_What is needed_
Omit any picture, and return the remaining data exactly as written.

+++ Given information +++

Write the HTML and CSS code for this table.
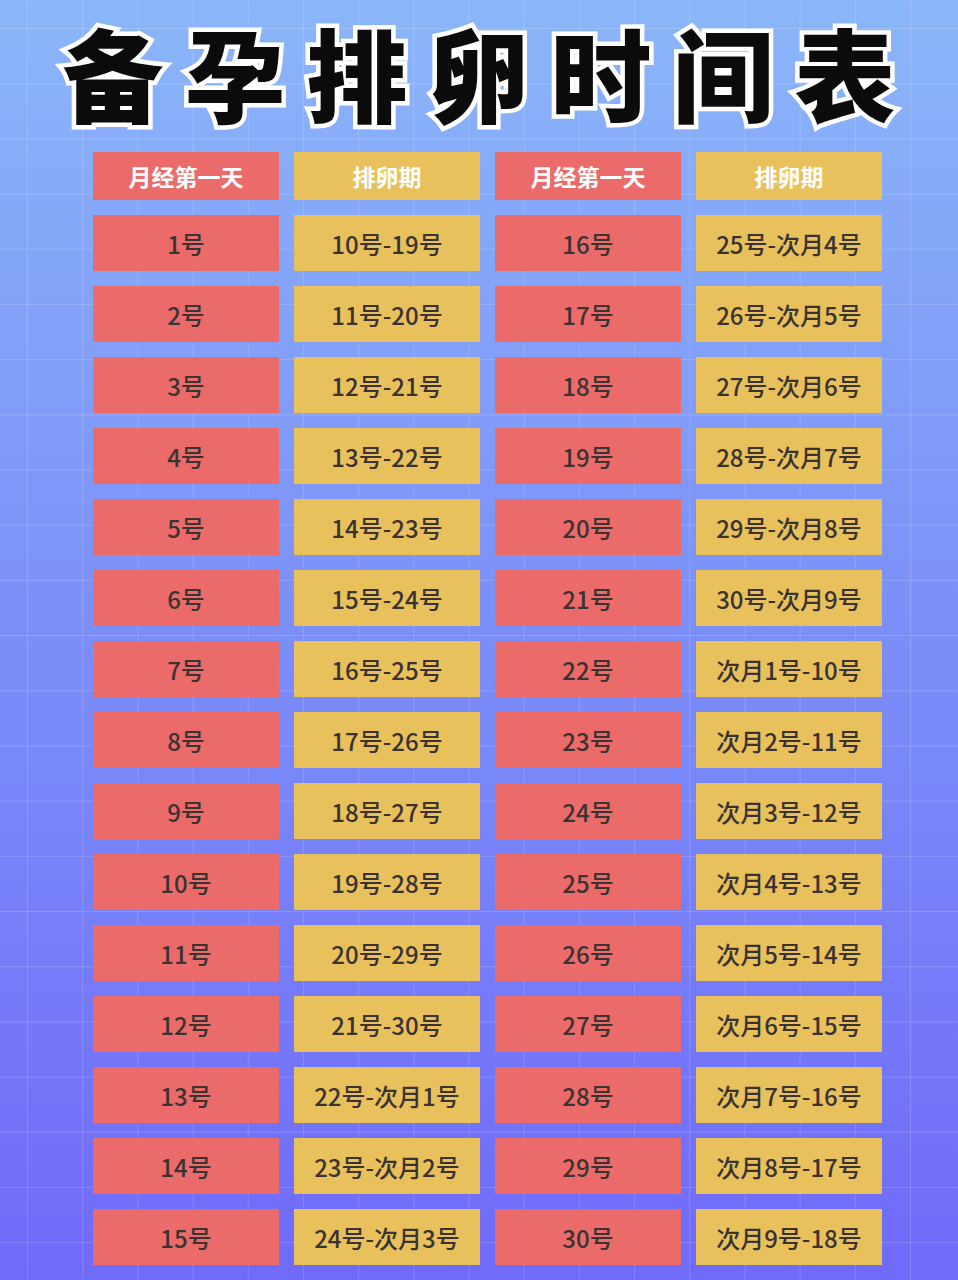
FILE: index.html
```html
<!DOCTYPE html>
<html lang="zh-CN">
<head>
<meta charset="utf-8">
<title>备孕排卵时间表</title>
<link rel="stylesheet" href="styles.css">
</head>
<body>
<div class="page">
  <h1 class="title">备孕排卵时间表</h1>
  <div class="table">
    <div class="cell head red">月经第一天</div>
    <div class="cell head yellow">排卵期</div>
    <div class="cell head red">月经第一天</div>
    <div class="cell head yellow">排卵期</div>

    <div class="cell red">1号</div><div class="cell yellow">10号-19号</div><div class="cell red">16号</div><div class="cell yellow">25号-次月4号</div>
    <div class="cell red">2号</div><div class="cell yellow">11号-20号</div><div class="cell red">17号</div><div class="cell yellow">26号-次月5号</div>
    <div class="cell red">3号</div><div class="cell yellow">12号-21号</div><div class="cell red">18号</div><div class="cell yellow">27号-次月6号</div>
    <div class="cell red">4号</div><div class="cell yellow">13号-22号</div><div class="cell red">19号</div><div class="cell yellow">28号-次月7号</div>
    <div class="cell red">5号</div><div class="cell yellow">14号-23号</div><div class="cell red">20号</div><div class="cell yellow">29号-次月8号</div>
    <div class="cell red">6号</div><div class="cell yellow">15号-24号</div><div class="cell red">21号</div><div class="cell yellow">30号-次月9号</div>
    <div class="cell red">7号</div><div class="cell yellow">16号-25号</div><div class="cell red">22号</div><div class="cell yellow">次月1号-10号</div>
    <div class="cell red">8号</div><div class="cell yellow">17号-26号</div><div class="cell red">23号</div><div class="cell yellow">次月2号-11号</div>
    <div class="cell red">9号</div><div class="cell yellow">18号-27号</div><div class="cell red">24号</div><div class="cell yellow">次月3号-12号</div>
    <div class="cell red">10号</div><div class="cell yellow">19号-28号</div><div class="cell red">25号</div><div class="cell yellow">次月4号-13号</div>
    <div class="cell red">11号</div><div class="cell yellow">20号-29号</div><div class="cell red">26号</div><div class="cell yellow">次月5号-14号</div>
    <div class="cell red">12号</div><div class="cell yellow">21号-30号</div><div class="cell red">27号</div><div class="cell yellow">次月6号-15号</div>
    <div class="cell red">13号</div><div class="cell yellow">22号-次月1号</div><div class="cell red">28号</div><div class="cell yellow">次月7号-16号</div>
    <div class="cell red">14号</div><div class="cell yellow">23号-次月2号</div><div class="cell red">29号</div><div class="cell yellow">次月8号-17号</div>
    <div class="cell red">15号</div><div class="cell yellow">24号-次月3号</div><div class="cell red">30号</div><div class="cell yellow">次月9号-18号</div>
  </div>
</div>
</body>
</html>
```

FILE: styles.css
```css
html, body {
  margin: 0;
  padding: 0;
}

body {
  width: 958px;
  height: 1280px;
  overflow: hidden;
  font-family: "Noto Sans CJK SC", "Noto Sans", sans-serif;
  background-color: #7d8ef8;
  background-image:
    linear-gradient(to right, rgba(255,255,255,0.16) 1px, transparent 1px),
    linear-gradient(to bottom, rgba(255,255,255,0.16) 1px, transparent 1px),
    linear-gradient(to bottom, #8bb6f8 0%, #7c92f8 45%, #706af9 100%);
  background-size: 55.2px 55.2px, 55.2px 55.2px, 100% 100%;
  background-position: 27px 28px, 27px 28px, 0 0;
}

.page {
  display: flex;
  flex-direction: column;
  align-items: stretch;
  padding-top: 14px;
}

.title {
  margin: 0;
  height: 124px;
  text-align: center;
  font-family: "Noto Sans CJK SC", sans-serif;
  font-weight: 900;
  font-size: 101px;
  line-height: 114px;
  letter-spacing: 21px;
  padding-left: 21px;
  color: #0b0b0b;
  -webkit-text-stroke: 9px #ffffff;
  paint-order: stroke fill;
}

.table {
  margin-top: 14px;
  padding-left: 93px;
  display: grid;
  grid-template-columns: repeat(4, 186px);
  grid-template-rows: 48px;
  grid-auto-rows: 56px;
  column-gap: 15px;
  row-gap: 15px;
}

.cell {
  display: flex;
  align-items: center;
  justify-content: center;
  font-size: 24px;
  font-weight: 500;
  color: #3a3332;
  white-space: nowrap;
}

.cell.head {
  color: #ffffff;
  font-size: 23px;
  font-weight: 700;
}

.red {
  background: #eb6b6a;
}

.yellow {
  background: #e9c15c;
}
```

+++

_Final answer_
Write the HTML and CSS code for this table.
FILE: index.html
```html
<!DOCTYPE html>
<html lang="zh-CN">
<head>
<meta charset="utf-8">
<title>备孕排卵时间表</title>
<link rel="stylesheet" href="styles.css">
</head>
<body>
<div class="page">
  <h1 class="title">备孕排卵时间表</h1>
  <div class="table">
    <div class="cell head red">月经第一天</div>
    <div class="cell head yellow">排卵期</div>
    <div class="cell head red">月经第一天</div>
    <div class="cell head yellow">排卵期</div>

    <div class="cell red">1号</div><div class="cell yellow">10号-19号</div><div class="cell red">16号</div><div class="cell yellow">25号-次月4号</div>
    <div class="cell red">2号</div><div class="cell yellow">11号-20号</div><div class="cell red">17号</div><div class="cell yellow">26号-次月5号</div>
    <div class="cell red">3号</div><div class="cell yellow">12号-21号</div><div class="cell red">18号</div><div class="cell yellow">27号-次月6号</div>
    <div class="cell red">4号</div><div class="cell yellow">13号-22号</div><div class="cell red">19号</div><div class="cell yellow">28号-次月7号</div>
    <div class="cell red">5号</div><div class="cell yellow">14号-23号</div><div class="cell red">20号</div><div class="cell yellow">29号-次月8号</div>
    <div class="cell red">6号</div><div class="cell yellow">15号-24号</div><div class="cell red">21号</div><div class="cell yellow">30号-次月9号</div>
    <div class="cell red">7号</div><div class="cell yellow">16号-25号</div><div class="cell red">22号</div><div class="cell yellow">次月1号-10号</div>
    <div class="cell red">8号</div><div class="cell yellow">17号-26号</div><div class="cell red">23号</div><div class="cell yellow">次月2号-11号</div>
    <div class="cell red">9号</div><div class="cell yellow">18号-27号</div><div class="cell red">24号</div><div class="cell yellow">次月3号-12号</div>
    <div class="cell red">10号</div><div class="cell yellow">19号-28号</div><div class="cell red">25号</div><div class="cell yellow">次月4号-13号</div>
    <div class="cell red">11号</div><div class="cell yellow">20号-29号</div><div class="cell red">26号</div><div class="cell yellow">次月5号-14号</div>
    <div class="cell red">12号</div><div class="cell yellow">21号-30号</div><div class="cell red">27号</div><div class="cell yellow">次月6号-15号</div>
    <div class="cell red">13号</div><div class="cell yellow">22号-次月1号</div><div class="cell red">28号</div><div class="cell yellow">次月7号-16号</div>
    <div class="cell red">14号</div><div class="cell yellow">23号-次月2号</div><div class="cell red">29号</div><div class="cell yellow">次月8号-17号</div>
    <div class="cell red">15号</div><div class="cell yellow">24号-次月3号</div><div class="cell red">30号</div><div class="cell yellow">次月9号-18号</div>
  </div>
</div>
</body>
</html>
```

FILE: styles.css
```css
html, body {
  margin: 0;
  padding: 0;
}

body {
  width: 958px;
  height: 1280px;
  overflow: hidden;
  font-family: "Noto Sans CJK SC", "Noto Sans", sans-serif;
  background-color: #7d8ef8;
  background-image:
    linear-gradient(to right, rgba(255,255,255,0.16) 1px, transparent 1px),
    linear-gradient(to bottom, rgba(255,255,255,0.16) 1px, transparent 1px),
    linear-gradient(to bottom, #8bb6f8 0%, #7c92f8 45%, #706af9 100%);
  background-size: 55.2px 55.2px, 55.2px 55.2px, 100% 100%;
  background-position: 27px 28px, 27px 28px, 0 0;
}

.page {
  display: flex;
  flex-direction: column;
  align-items: stretch;
  padding-top: 14px;
}

.title {
  margin: 0;
  height: 124px;
  text-align: center;
  font-family: "Noto Sans CJK SC", sans-serif;
  font-weight: 900;
  font-size: 101px;
  line-height: 114px;
  letter-spacing: 21px;
  padding-left: 21px;
  color: #0b0b0b;
  -webkit-text-stroke: 9px #ffffff;
  paint-order: stroke fill;
}

.table {
  margin-top: 14px;
  padding-left: 93px;
  display: grid;
  grid-template-columns: repeat(4, 186px);
  grid-template-rows: 48px;
  grid-auto-rows: 56px;
  column-gap: 15px;
  row-gap: 15px;
}

.cell {
  display: flex;
  align-items: center;
  justify-content: center;
  font-size: 24px;
  font-weight: 500;
  color: #3a3332;
  white-space: nowrap;
}

.cell.head {
  color: #ffffff;
  font-size: 23px;
  font-weight: 700;
}

.red {
  background: #eb6b6a;
}

.yellow {
  background: #e9c15c;
}
```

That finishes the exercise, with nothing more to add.